**DIRECTIVE:**
Go through the entries and count the lines with the string "this" in them. Give only that number.

** start of PROVIDED RECORDS **

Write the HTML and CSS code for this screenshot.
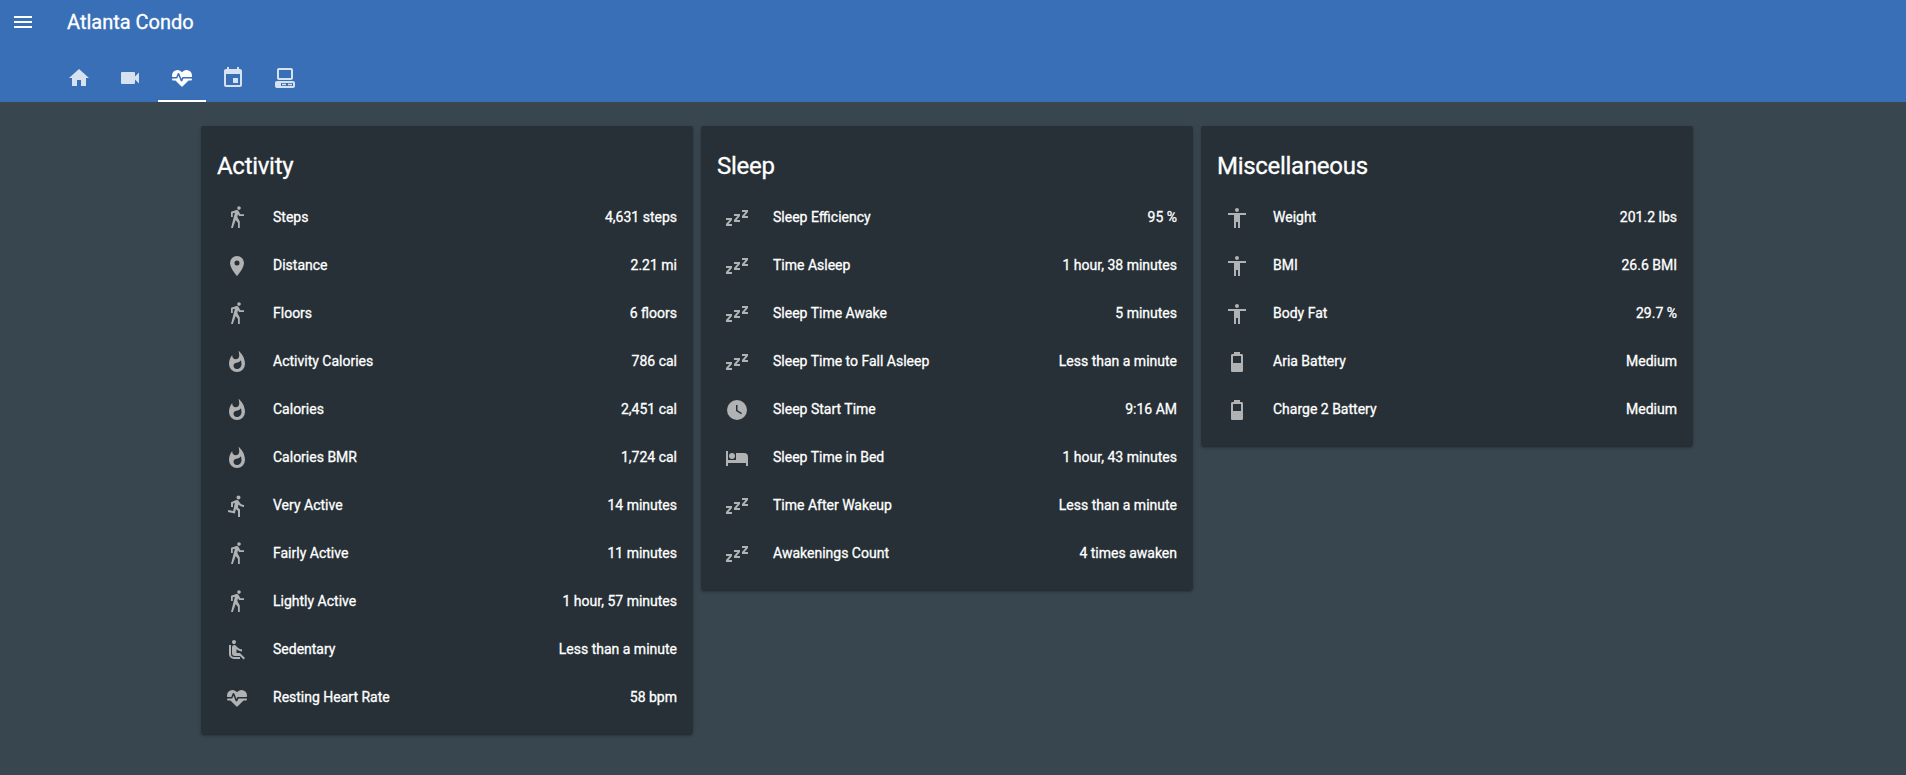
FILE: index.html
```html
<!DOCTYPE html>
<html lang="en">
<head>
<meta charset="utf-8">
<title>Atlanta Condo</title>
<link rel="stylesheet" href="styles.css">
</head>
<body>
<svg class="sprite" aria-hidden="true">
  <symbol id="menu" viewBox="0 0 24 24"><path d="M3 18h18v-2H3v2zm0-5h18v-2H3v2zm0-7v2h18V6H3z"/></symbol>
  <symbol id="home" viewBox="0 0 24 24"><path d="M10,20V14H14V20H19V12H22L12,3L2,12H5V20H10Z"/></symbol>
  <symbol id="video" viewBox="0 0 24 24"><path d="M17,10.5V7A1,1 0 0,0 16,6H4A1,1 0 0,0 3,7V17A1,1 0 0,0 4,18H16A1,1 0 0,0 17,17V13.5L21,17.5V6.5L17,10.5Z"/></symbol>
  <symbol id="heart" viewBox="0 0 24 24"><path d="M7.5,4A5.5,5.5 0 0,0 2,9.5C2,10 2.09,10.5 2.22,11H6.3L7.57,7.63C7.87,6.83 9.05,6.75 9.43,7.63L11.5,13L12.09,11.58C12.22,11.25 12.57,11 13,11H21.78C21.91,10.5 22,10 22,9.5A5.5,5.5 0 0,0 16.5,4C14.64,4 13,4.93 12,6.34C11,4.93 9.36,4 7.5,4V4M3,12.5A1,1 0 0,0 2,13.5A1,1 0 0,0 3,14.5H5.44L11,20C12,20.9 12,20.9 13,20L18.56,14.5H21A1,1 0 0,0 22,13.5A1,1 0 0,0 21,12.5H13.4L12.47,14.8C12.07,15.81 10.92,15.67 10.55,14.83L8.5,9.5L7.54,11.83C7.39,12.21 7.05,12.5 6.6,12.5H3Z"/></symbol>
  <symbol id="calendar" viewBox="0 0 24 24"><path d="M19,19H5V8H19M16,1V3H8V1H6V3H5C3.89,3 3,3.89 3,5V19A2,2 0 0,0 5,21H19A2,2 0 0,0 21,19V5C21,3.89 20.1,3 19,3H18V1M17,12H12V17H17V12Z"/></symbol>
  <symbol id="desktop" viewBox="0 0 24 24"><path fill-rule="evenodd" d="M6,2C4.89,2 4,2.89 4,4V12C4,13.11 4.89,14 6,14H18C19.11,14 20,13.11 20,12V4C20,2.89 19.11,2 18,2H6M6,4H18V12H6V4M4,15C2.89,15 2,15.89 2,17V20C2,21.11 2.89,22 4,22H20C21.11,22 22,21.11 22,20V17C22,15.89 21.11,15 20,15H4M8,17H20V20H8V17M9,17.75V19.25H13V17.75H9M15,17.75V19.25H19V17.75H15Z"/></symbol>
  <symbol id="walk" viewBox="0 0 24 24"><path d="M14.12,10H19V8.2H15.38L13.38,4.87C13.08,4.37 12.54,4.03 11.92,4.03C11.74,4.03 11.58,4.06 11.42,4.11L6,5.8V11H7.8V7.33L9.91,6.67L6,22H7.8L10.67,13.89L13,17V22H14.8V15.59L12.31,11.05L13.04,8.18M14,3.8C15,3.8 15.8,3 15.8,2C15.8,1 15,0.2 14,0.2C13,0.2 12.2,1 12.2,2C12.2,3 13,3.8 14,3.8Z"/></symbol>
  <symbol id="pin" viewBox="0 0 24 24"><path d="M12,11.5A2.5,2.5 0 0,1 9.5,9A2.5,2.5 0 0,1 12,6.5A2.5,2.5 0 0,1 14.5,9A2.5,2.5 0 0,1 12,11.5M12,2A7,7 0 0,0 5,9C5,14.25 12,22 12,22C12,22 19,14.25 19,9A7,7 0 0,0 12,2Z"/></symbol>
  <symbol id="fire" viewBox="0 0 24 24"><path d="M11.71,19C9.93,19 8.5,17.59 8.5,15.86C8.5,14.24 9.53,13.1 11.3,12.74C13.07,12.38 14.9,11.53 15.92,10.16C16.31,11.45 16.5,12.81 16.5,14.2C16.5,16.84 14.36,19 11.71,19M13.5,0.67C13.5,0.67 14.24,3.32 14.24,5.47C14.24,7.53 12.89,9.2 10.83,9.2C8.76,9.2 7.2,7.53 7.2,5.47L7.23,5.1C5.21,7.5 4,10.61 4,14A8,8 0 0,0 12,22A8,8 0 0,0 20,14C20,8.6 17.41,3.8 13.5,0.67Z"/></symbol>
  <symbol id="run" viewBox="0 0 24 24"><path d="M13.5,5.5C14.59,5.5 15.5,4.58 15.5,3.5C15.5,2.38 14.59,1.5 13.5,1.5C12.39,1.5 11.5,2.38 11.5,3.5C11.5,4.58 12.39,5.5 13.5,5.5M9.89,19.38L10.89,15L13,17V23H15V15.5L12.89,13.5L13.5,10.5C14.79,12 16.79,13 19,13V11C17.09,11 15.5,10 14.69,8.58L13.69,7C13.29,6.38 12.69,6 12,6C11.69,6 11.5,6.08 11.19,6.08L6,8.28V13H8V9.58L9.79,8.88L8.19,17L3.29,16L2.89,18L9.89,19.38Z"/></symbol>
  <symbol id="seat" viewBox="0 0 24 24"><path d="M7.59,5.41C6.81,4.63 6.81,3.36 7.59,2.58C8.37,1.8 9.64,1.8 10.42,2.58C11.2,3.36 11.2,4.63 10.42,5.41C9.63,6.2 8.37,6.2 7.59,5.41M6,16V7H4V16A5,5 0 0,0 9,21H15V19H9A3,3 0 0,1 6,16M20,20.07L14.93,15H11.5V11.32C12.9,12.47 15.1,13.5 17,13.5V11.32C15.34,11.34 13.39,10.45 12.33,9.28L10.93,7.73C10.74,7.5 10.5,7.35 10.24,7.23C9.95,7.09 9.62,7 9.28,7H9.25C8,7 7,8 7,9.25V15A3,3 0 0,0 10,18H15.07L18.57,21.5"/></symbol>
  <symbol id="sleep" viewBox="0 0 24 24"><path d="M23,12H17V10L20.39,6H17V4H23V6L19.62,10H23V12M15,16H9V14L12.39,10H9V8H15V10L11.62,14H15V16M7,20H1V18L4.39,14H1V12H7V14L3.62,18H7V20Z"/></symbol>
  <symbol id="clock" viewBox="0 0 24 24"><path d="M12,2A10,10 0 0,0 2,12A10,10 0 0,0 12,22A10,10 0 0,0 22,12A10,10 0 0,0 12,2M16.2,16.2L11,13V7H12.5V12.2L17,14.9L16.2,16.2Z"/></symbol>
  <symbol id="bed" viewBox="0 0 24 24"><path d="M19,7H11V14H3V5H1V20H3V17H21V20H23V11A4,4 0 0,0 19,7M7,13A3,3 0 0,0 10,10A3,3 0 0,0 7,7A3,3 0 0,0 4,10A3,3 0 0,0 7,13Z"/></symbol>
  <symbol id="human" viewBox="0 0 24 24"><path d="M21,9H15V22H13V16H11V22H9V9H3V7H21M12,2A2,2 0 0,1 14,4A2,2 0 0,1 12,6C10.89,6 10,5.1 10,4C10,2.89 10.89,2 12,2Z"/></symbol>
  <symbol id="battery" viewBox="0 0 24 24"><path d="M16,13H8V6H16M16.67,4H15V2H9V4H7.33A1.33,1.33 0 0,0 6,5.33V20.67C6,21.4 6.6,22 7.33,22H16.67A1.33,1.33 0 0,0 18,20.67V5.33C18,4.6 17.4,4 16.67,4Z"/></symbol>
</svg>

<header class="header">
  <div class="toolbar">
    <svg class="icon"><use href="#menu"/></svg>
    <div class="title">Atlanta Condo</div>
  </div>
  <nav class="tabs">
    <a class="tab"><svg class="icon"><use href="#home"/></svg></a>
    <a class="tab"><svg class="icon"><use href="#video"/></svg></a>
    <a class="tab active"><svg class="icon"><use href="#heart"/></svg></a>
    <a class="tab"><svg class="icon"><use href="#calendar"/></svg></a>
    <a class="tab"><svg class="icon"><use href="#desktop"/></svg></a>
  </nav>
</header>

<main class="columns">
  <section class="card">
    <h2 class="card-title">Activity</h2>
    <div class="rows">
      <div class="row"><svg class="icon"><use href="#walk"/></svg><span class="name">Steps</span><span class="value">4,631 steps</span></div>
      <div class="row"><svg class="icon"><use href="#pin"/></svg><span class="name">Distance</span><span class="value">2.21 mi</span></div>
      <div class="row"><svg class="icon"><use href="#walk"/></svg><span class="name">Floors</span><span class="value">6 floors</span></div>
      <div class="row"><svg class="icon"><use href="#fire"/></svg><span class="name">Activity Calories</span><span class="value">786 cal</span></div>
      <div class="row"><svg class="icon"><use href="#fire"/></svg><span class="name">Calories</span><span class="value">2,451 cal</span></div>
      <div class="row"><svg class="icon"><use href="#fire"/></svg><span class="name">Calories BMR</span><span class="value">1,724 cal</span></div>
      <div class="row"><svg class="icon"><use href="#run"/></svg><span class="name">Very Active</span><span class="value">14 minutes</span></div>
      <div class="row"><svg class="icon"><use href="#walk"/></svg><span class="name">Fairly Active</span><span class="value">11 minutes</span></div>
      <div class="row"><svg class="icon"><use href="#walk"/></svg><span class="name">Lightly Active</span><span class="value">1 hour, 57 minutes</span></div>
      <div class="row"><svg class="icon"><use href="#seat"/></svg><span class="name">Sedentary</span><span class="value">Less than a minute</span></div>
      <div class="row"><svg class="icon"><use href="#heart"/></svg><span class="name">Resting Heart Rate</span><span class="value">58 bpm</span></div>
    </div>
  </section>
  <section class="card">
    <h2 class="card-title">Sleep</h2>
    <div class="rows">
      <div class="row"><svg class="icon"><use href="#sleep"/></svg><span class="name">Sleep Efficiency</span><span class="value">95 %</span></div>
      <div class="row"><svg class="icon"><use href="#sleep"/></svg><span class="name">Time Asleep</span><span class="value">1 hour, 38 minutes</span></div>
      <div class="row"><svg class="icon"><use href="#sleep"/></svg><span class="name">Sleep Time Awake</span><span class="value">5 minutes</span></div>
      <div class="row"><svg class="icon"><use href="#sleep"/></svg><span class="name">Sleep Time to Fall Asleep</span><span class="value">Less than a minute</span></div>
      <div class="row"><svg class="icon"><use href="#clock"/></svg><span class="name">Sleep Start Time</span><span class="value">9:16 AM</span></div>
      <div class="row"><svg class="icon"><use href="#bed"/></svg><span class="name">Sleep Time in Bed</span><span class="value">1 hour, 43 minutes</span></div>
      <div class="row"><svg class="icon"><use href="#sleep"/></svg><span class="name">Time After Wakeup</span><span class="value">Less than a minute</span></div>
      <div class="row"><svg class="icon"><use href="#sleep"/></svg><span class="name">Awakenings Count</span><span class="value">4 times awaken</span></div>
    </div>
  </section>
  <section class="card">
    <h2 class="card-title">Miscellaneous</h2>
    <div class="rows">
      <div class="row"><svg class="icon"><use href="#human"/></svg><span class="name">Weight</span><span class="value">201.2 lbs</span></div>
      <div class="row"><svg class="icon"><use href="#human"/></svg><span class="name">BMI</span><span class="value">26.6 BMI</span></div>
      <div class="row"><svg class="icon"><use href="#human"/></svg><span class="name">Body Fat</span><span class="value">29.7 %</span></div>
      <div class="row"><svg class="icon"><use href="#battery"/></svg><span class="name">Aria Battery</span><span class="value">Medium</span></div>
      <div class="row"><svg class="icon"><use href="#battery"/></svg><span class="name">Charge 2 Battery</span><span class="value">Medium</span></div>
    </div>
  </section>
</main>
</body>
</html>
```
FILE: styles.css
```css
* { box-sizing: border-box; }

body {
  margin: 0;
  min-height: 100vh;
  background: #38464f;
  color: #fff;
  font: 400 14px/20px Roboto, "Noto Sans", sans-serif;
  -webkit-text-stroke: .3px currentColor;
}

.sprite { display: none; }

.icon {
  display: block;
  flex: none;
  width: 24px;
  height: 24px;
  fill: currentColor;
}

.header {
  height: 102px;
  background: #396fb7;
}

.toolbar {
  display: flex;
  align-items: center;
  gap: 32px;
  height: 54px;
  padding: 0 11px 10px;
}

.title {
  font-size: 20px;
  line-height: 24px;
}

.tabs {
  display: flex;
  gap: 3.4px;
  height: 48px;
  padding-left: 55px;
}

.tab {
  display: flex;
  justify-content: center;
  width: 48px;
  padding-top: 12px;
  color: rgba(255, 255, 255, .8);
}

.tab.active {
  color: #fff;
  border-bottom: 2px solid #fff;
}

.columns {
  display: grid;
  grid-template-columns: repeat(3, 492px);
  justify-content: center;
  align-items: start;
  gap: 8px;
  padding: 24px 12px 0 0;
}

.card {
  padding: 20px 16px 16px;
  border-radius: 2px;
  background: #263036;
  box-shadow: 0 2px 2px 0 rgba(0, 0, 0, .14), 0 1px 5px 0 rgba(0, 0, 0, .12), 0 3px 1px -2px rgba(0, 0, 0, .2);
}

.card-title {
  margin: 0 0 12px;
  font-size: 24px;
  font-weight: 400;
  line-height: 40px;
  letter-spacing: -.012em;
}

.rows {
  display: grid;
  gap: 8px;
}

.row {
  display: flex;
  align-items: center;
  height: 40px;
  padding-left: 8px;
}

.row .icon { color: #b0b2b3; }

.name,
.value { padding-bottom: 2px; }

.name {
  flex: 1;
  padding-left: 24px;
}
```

** end of PROVIDED RECORDS **
** start of PROVIDED RECORDS **

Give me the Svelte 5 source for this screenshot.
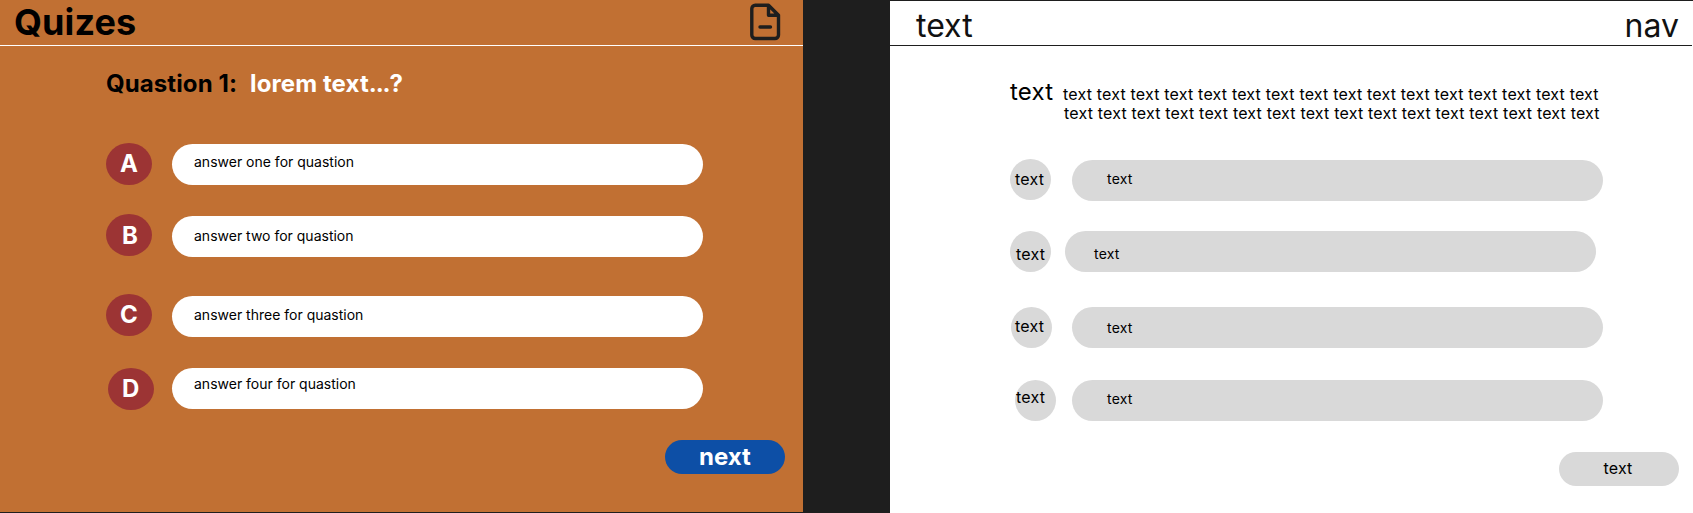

** end of PROVIDED RECORDS **

**ANSWER IN FULL:**
2